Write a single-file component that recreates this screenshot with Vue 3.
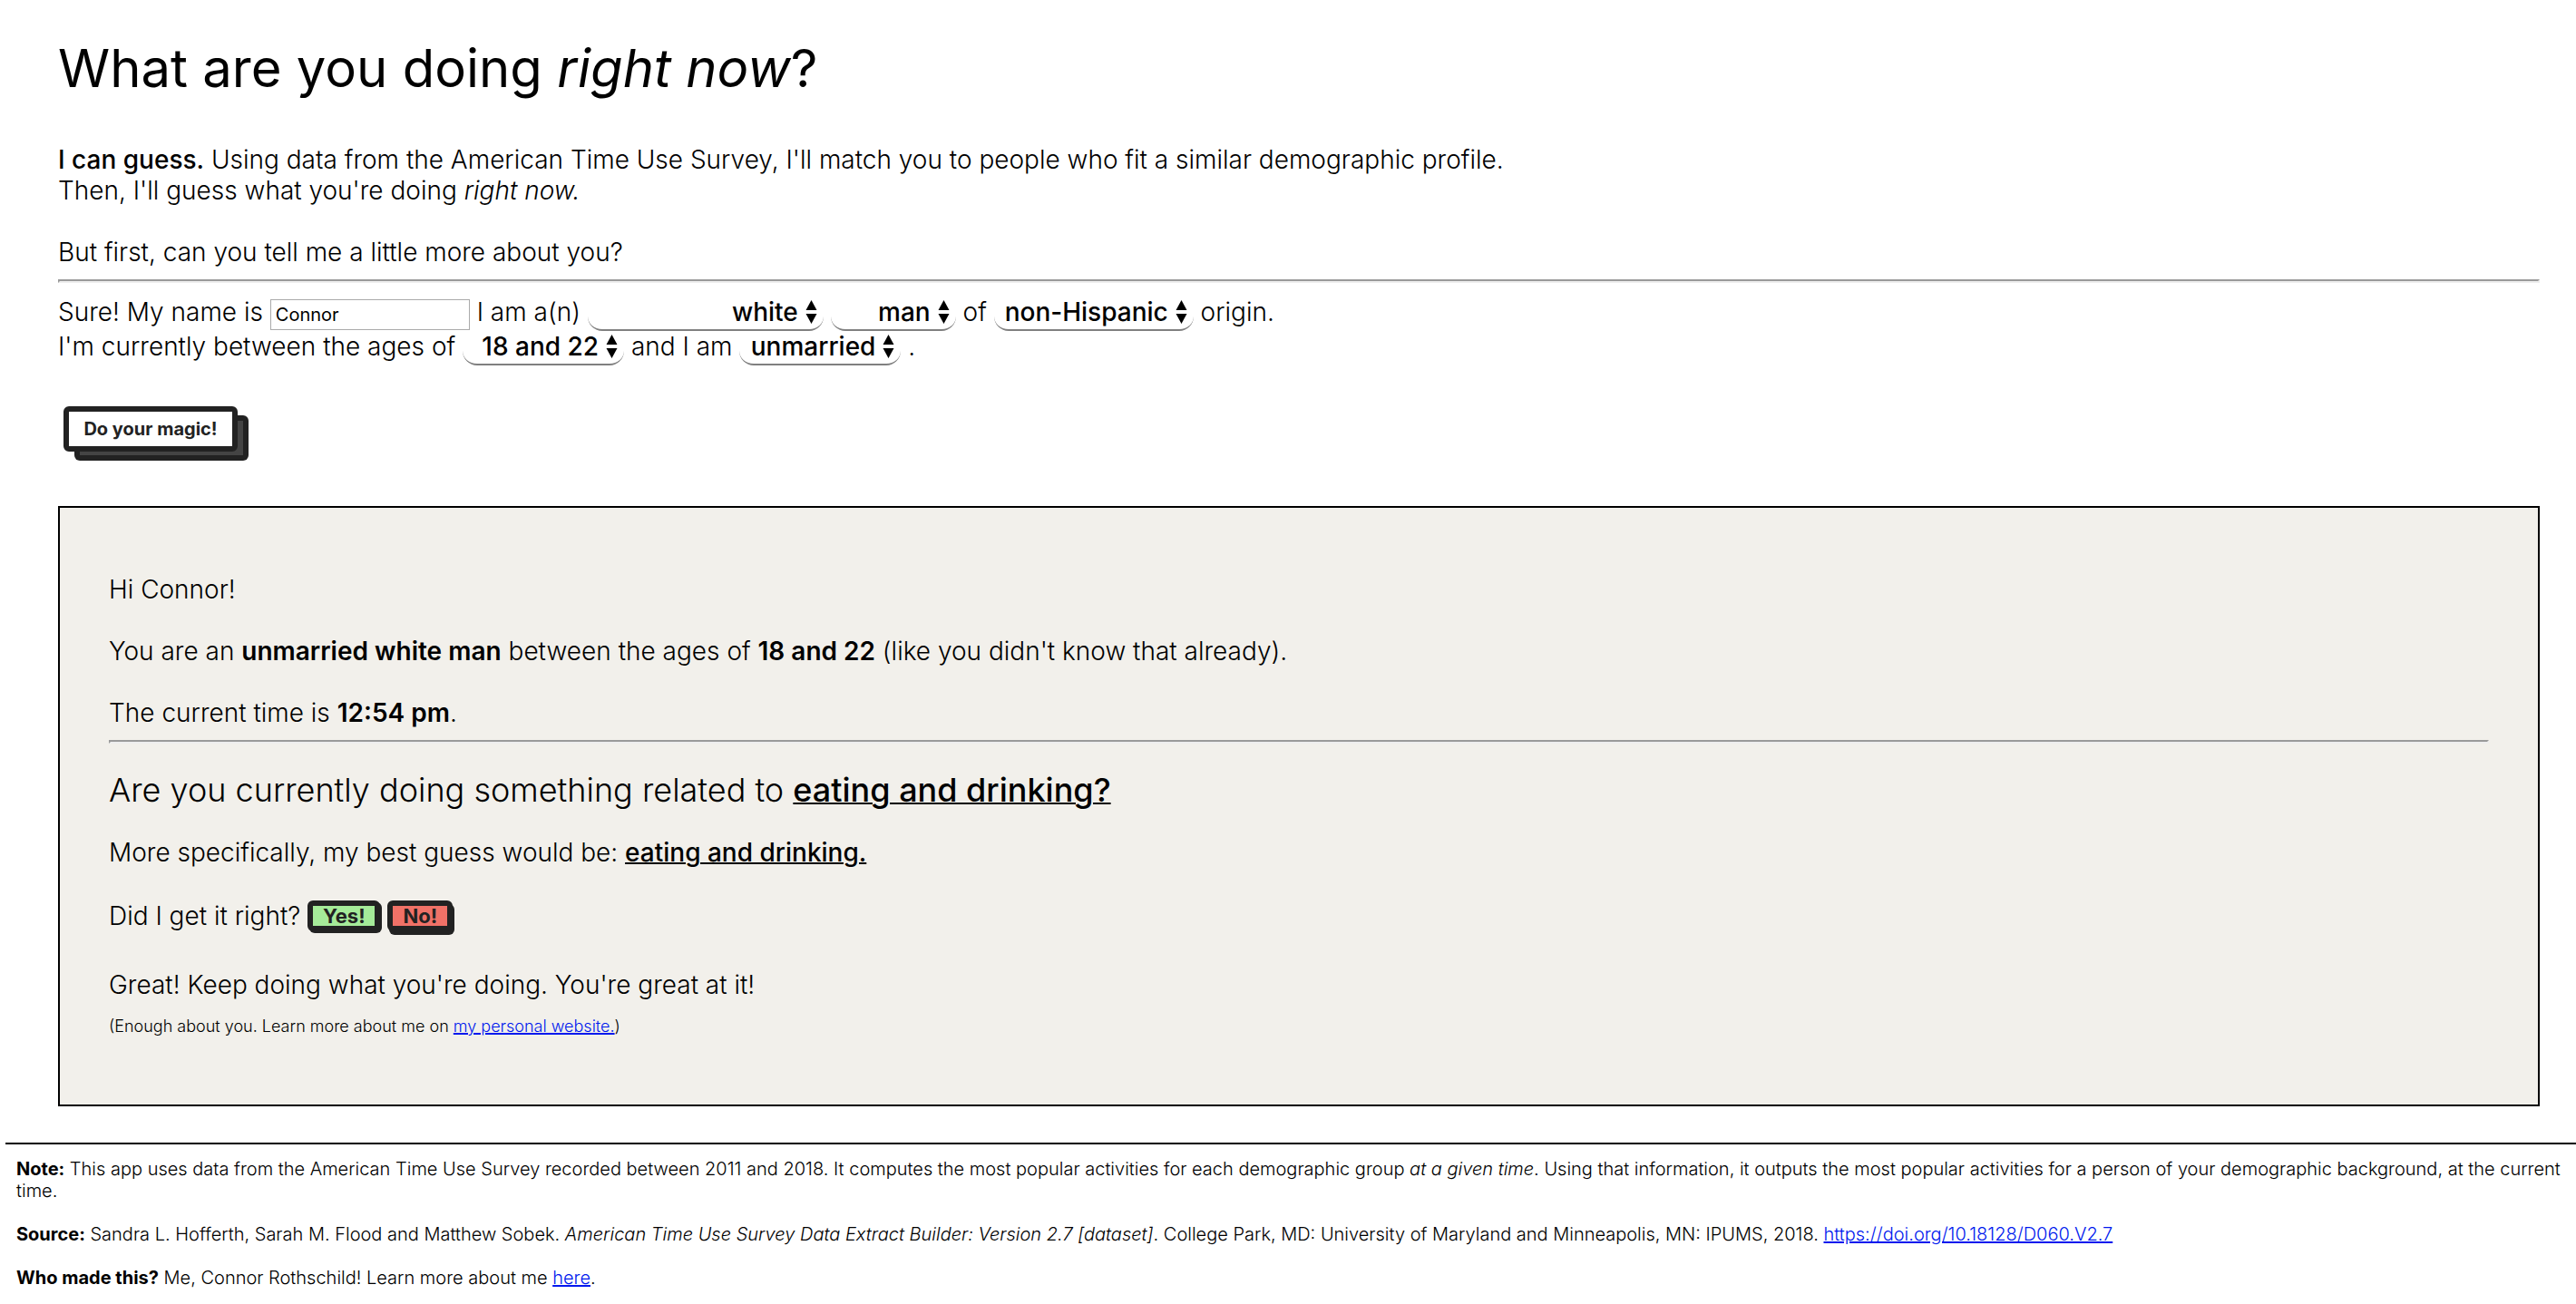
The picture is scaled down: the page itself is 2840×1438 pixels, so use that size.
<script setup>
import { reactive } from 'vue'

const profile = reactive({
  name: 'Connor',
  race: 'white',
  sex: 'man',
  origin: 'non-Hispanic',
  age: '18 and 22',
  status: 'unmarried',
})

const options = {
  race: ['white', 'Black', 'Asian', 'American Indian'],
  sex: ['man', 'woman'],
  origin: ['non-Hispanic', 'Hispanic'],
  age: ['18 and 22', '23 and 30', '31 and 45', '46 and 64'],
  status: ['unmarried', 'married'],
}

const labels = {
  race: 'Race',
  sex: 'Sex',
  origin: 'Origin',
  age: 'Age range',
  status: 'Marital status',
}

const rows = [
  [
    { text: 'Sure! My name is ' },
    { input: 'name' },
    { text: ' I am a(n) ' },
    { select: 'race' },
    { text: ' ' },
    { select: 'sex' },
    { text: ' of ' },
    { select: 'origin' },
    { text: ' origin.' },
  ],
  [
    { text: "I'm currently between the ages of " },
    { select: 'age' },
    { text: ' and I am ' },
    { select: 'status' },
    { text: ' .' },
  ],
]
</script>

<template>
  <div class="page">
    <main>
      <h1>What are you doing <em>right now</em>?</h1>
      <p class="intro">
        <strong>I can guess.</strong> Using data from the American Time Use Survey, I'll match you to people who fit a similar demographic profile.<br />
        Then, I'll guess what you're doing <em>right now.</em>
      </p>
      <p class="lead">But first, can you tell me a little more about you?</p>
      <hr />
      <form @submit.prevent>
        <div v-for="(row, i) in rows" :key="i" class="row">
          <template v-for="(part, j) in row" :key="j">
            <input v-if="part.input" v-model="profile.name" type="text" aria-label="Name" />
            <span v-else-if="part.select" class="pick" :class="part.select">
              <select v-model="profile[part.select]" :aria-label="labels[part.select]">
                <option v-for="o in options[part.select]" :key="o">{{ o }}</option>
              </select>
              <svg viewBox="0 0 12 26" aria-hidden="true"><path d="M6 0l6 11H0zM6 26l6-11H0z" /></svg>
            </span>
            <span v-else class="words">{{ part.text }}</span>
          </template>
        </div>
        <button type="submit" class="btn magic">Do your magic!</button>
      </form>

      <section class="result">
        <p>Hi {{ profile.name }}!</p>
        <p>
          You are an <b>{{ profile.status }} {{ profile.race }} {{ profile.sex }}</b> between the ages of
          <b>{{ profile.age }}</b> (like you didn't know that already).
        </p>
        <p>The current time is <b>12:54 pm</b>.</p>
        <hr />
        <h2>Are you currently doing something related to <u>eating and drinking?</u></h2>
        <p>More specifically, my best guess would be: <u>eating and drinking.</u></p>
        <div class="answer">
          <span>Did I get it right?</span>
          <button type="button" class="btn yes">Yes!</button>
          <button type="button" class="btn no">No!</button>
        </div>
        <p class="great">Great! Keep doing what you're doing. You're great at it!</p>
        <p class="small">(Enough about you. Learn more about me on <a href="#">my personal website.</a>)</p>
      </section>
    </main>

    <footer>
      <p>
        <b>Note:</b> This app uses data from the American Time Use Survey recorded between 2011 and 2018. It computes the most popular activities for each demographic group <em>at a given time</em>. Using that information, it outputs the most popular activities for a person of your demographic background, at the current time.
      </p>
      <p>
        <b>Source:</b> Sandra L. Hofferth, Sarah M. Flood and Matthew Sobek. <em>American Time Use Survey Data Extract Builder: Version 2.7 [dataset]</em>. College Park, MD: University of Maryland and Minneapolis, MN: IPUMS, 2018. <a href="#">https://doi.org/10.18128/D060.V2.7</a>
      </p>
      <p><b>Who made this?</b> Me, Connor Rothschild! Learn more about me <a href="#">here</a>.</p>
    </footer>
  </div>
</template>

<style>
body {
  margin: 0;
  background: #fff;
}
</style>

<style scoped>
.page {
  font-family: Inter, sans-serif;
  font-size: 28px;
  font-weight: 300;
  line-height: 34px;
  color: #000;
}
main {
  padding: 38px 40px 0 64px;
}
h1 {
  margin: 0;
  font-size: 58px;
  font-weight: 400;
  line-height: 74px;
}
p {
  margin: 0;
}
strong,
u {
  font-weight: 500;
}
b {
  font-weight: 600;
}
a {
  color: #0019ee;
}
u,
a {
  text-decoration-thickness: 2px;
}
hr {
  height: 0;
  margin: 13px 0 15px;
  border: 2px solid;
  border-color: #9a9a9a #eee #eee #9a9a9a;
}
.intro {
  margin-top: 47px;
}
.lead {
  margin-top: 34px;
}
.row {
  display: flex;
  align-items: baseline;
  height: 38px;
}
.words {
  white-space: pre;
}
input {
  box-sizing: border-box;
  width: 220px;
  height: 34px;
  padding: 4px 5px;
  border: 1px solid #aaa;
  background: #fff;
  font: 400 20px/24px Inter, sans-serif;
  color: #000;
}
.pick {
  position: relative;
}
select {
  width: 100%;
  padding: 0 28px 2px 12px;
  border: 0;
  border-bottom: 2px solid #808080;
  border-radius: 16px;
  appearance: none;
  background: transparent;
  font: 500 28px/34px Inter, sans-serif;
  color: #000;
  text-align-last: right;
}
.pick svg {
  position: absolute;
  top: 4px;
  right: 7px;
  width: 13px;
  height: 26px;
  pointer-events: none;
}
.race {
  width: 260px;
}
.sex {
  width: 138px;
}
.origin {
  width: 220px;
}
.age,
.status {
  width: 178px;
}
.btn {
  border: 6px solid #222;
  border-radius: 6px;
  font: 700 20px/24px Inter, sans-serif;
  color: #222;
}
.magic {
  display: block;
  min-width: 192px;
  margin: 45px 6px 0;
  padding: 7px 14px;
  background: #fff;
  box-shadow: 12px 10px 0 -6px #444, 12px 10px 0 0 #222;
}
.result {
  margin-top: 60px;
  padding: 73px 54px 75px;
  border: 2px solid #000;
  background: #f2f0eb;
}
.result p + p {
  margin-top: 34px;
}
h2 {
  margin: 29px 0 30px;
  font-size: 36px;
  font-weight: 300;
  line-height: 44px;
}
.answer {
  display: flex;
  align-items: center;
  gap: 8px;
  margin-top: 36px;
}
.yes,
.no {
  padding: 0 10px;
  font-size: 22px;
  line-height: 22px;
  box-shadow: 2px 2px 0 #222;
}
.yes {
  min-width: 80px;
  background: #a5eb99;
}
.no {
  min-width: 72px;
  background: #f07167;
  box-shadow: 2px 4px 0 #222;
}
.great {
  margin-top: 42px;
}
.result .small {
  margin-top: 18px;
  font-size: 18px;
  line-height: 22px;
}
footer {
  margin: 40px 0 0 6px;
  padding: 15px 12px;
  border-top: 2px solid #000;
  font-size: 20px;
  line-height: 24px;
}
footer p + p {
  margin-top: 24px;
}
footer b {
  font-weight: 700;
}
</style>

******************************

▶ _PROBLEM DETAILS_
Transcribe the whole listing exactly. Pictures are excluded.

▶ _RESULT OF THE EXERCISE_
Write a single-file component that recreates this screenshot with Vue 3.
The picture is scaled down: the page itself is 2840×1438 pixels, so use that size.
<script setup>
import { reactive } from 'vue'

const profile = reactive({
  name: 'Connor',
  race: 'white',
  sex: 'man',
  origin: 'non-Hispanic',
  age: '18 and 22',
  status: 'unmarried',
})

const options = {
  race: ['white', 'Black', 'Asian', 'American Indian'],
  sex: ['man', 'woman'],
  origin: ['non-Hispanic', 'Hispanic'],
  age: ['18 and 22', '23 and 30', '31 and 45', '46 and 64'],
  status: ['unmarried', 'married'],
}

const labels = {
  race: 'Race',
  sex: 'Sex',
  origin: 'Origin',
  age: 'Age range',
  status: 'Marital status',
}

const rows = [
  [
    { text: 'Sure! My name is ' },
    { input: 'name' },
    { text: ' I am a(n) ' },
    { select: 'race' },
    { text: ' ' },
    { select: 'sex' },
    { text: ' of ' },
    { select: 'origin' },
    { text: ' origin.' },
  ],
  [
    { text: "I'm currently between the ages of " },
    { select: 'age' },
    { text: ' and I am ' },
    { select: 'status' },
    { text: ' .' },
  ],
]
</script>

<template>
  <div class="page">
    <main>
      <h1>What are you doing <em>right now</em>?</h1>
      <p class="intro">
        <strong>I can guess.</strong> Using data from the American Time Use Survey, I'll match you to people who fit a similar demographic profile.<br />
        Then, I'll guess what you're doing <em>right now.</em>
      </p>
      <p class="lead">But first, can you tell me a little more about you?</p>
      <hr />
      <form @submit.prevent>
        <div v-for="(row, i) in rows" :key="i" class="row">
          <template v-for="(part, j) in row" :key="j">
            <input v-if="part.input" v-model="profile.name" type="text" aria-label="Name" />
            <span v-else-if="part.select" class="pick" :class="part.select">
              <select v-model="profile[part.select]" :aria-label="labels[part.select]">
                <option v-for="o in options[part.select]" :key="o">{{ o }}</option>
              </select>
              <svg viewBox="0 0 12 26" aria-hidden="true"><path d="M6 0l6 11H0zM6 26l6-11H0z" /></svg>
            </span>
            <span v-else class="words">{{ part.text }}</span>
          </template>
        </div>
        <button type="submit" class="btn magic">Do your magic!</button>
      </form>

      <section class="result">
        <p>Hi {{ profile.name }}!</p>
        <p>
          You are an <b>{{ profile.status }} {{ profile.race }} {{ profile.sex }}</b> between the ages of
          <b>{{ profile.age }}</b> (like you didn't know that already).
        </p>
        <p>The current time is <b>12:54 pm</b>.</p>
        <hr />
        <h2>Are you currently doing something related to <u>eating and drinking?</u></h2>
        <p>More specifically, my best guess would be: <u>eating and drinking.</u></p>
        <div class="answer">
          <span>Did I get it right?</span>
          <button type="button" class="btn yes">Yes!</button>
          <button type="button" class="btn no">No!</button>
        </div>
        <p class="great">Great! Keep doing what you're doing. You're great at it!</p>
        <p class="small">(Enough about you. Learn more about me on <a href="#">my personal website.</a>)</p>
      </section>
    </main>

    <footer>
      <p>
        <b>Note:</b> This app uses data from the American Time Use Survey recorded between 2011 and 2018. It computes the most popular activities for each demographic group <em>at a given time</em>. Using that information, it outputs the most popular activities for a person of your demographic background, at the current time.
      </p>
      <p>
        <b>Source:</b> Sandra L. Hofferth, Sarah M. Flood and Matthew Sobek. <em>American Time Use Survey Data Extract Builder: Version 2.7 [dataset]</em>. College Park, MD: University of Maryland and Minneapolis, MN: IPUMS, 2018. <a href="#">https://doi.org/10.18128/D060.V2.7</a>
      </p>
      <p><b>Who made this?</b> Me, Connor Rothschild! Learn more about me <a href="#">here</a>.</p>
    </footer>
  </div>
</template>

<style>
body {
  margin: 0;
  background: #fff;
}
</style>

<style scoped>
.page {
  font-family: Inter, sans-serif;
  font-size: 28px;
  font-weight: 300;
  line-height: 34px;
  color: #000;
}
main {
  padding: 38px 40px 0 64px;
}
h1 {
  margin: 0;
  font-size: 58px;
  font-weight: 400;
  line-height: 74px;
}
p {
  margin: 0;
}
strong,
u {
  font-weight: 500;
}
b {
  font-weight: 600;
}
a {
  color: #0019ee;
}
u,
a {
  text-decoration-thickness: 2px;
}
hr {
  height: 0;
  margin: 13px 0 15px;
  border: 2px solid;
  border-color: #9a9a9a #eee #eee #9a9a9a;
}
.intro {
  margin-top: 47px;
}
.lead {
  margin-top: 34px;
}
.row {
  display: flex;
  align-items: baseline;
  height: 38px;
}
.words {
  white-space: pre;
}
input {
  box-sizing: border-box;
  width: 220px;
  height: 34px;
  padding: 4px 5px;
  border: 1px solid #aaa;
  background: #fff;
  font: 400 20px/24px Inter, sans-serif;
  color: #000;
}
.pick {
  position: relative;
}
select {
  width: 100%;
  padding: 0 28px 2px 12px;
  border: 0;
  border-bottom: 2px solid #808080;
  border-radius: 16px;
  appearance: none;
  background: transparent;
  font: 500 28px/34px Inter, sans-serif;
  color: #000;
  text-align-last: right;
}
.pick svg {
  position: absolute;
  top: 4px;
  right: 7px;
  width: 13px;
  height: 26px;
  pointer-events: none;
}
.race {
  width: 260px;
}
.sex {
  width: 138px;
}
.origin {
  width: 220px;
}
.age,
.status {
  width: 178px;
}
.btn {
  border: 6px solid #222;
  border-radius: 6px;
  font: 700 20px/24px Inter, sans-serif;
  color: #222;
}
.magic {
  display: block;
  min-width: 192px;
  margin: 45px 6px 0;
  padding: 7px 14px;
  background: #fff;
  box-shadow: 12px 10px 0 -6px #444, 12px 10px 0 0 #222;
}
.result {
  margin-top: 60px;
  padding: 73px 54px 75px;
  border: 2px solid #000;
  background: #f2f0eb;
}
.result p + p {
  margin-top: 34px;
}
h2 {
  margin: 29px 0 30px;
  font-size: 36px;
  font-weight: 300;
  line-height: 44px;
}
.answer {
  display: flex;
  align-items: center;
  gap: 8px;
  margin-top: 36px;
}
.yes,
.no {
  padding: 0 10px;
  font-size: 22px;
  line-height: 22px;
  box-shadow: 2px 2px 0 #222;
}
.yes {
  min-width: 80px;
  background: #a5eb99;
}
.no {
  min-width: 72px;
  background: #f07167;
  box-shadow: 2px 4px 0 #222;
}
.great {
  margin-top: 42px;
}
.result .small {
  margin-top: 18px;
  font-size: 18px;
  line-height: 22px;
}
footer {
  margin: 40px 0 0 6px;
  padding: 15px 12px;
  border-top: 2px solid #000;
  font-size: 20px;
  line-height: 24px;
}
footer p + p {
  margin-top: 24px;
}
footer b {
  font-weight: 700;
}
</style>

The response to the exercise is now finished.